Höhepunkte seien vor allem die Begegnungen auf dem «Platz der Geiseln» in Tel Aviv gewesen, nachdem die bevorstehende Befreiung verkündet worden sei, berichtet Rebecca Schiffkowski aus Löningen bei Cloppenburg. Sie engagiert sich seit mehreren Jahren ehrenamtlich in der ICEJ und gehörte zu den knapp 60 Israel-Reisenden aus Deutschland. «Auf dem Platz haben wir vor allem große Hoffnung und Freude und Erleichterung gespürt.» In den Gesprächen sei aber auch die Unsicherheit über die weitere Entwicklung deutlich geworden: «Die Israelis wollen keinen Krieg. Aber solange die Hamas noch stark ist, glauben sie nicht an einen Frieden.»
Die Menschen seien überaus dankbar gewesen, dass sie sich als Christen solidarisch gezeigt hätten, sagt die 45-Jährige unmittelbar nach der Rückkehr in Deutschland: «Wir haben immer wieder gehört:
'Die ganze Welt hasst uns. Wir schön, dass ihr auf unserer Seite steht!'» Die Gruppe aus Deutschland sei häufig mit der israelischen Flagge und der Deutschland-Fahne auf den Straßen unterwegs gewesen.
«Die Menschen kamen auf uns zu und wollten wissen, warum wir dort sind. Dann haben sie uns umarmt und waren einfach nur gerührt. Viele haben geweint.»

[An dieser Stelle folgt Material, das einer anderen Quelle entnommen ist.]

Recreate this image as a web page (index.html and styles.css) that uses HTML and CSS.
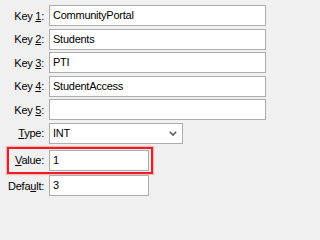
FILE: index.html
```html
<!DOCTYPE html>
<html>
<head>
<meta charset="utf-8">
<link rel="stylesheet" href="styles.css">
</head>
<body>
<div class="form">
  <div class="row"><span class="lbl">Key <u>1</u>:</span><div class="field wide">CommunityPortal</div></div>
  <div class="row"><span class="lbl">Key <u>2</u>:</span><div class="field wide">Students</div></div>
  <div class="row"><span class="lbl">Key <u>3</u>:</span><div class="field wide">PTI</div></div>
  <div class="row"><span class="lbl">Key <u>4</u>:</span><div class="field wide">StudentAccess</div></div>
  <div class="row"><span class="lbl">Key <u>5</u>:</span><div class="field wide"></div></div>
  <div class="row"><span class="lbl"><u>T</u>ype:</span><div class="field combo"><span class="combo-text">INT</span><svg class="chev" width="8" height="5" viewBox="0 0 8 5"><polyline points="0.8,0.8 4,4 7.2,0.8" fill="none" stroke="#5a5a5a" stroke-width="1.6"/></svg></div></div>
  <div class="row highlight"><span class="lbl"><u>V</u>alue:</span><div class="field short">1</div></div>
  <div class="row"><span class="lbl">Defa<u>u</u>lt:</span><div class="field short">3</div></div>
</div>
</body>
</html>
```
FILE: styles.css
```css
html, body {
  margin: 0;
  padding: 0;
  background: #f0f0f0;
}
body {
  font-family: "Liberation Sans", Arial, sans-serif;
  font-size: 11px;
  letter-spacing: -0.25px;
  color: #000;
}
.form {
  display: flex;
  flex-direction: column;
  gap: 2.5px;
  padding-top: 5px;
}
.row {
  display: flex;
  align-items: center;
}
.lbl {
  width: 44px;
  margin-right: 5px;
  text-align: right;
  white-space: nowrap;
}
.lbl u {
  text-decoration-thickness: 1px;
  text-underline-offset: 1px;
}
.field {
  box-sizing: border-box;
  height: 21px;
  border: 1px solid #adadad;
  background: #fff;
  padding: 0 3px;
  line-height: 19px;
  white-space: nowrap;
}
.wide { width: 217px; }
.short { width: 100px; }
.combo {
  width: 134px;
  display: flex;
  align-items: center;
  justify-content: space-between;
  padding-right: 5px;
}
.chev { display: block; }
.highlight {
  margin-left: 7px;
  width: 146px;
  box-sizing: border-box;
  border: 2px solid #ee1c24;
  box-shadow: 0 0 1px 1px rgba(255, 80, 80, 0.35);
  padding: 1px 0;
  margin-top: 0.5px;
  margin-bottom: -1px;
}
.highlight .lbl {
  width: 35px;
}
```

Trotz des Terrors der Hamas hofften die Israelis auf einen dauerhaften Frieden, ist Stephan Lehnert überzeugt. «Die Hoffnung war immer da, auch über all die Jahre, als Raketen aus dem Gaza-Streifen auf Israel geflogen sind.» Die Israelis seien trotz allem nicht verbittert, so habe er es erlebt. Allerdings sei dafür ein grundlegendes Umdenken in den Köpfen und Herzen der Menschen im Gaza-Streifen notwendig: «Die Hamas muss sich vollständig vom Terror lossagen.»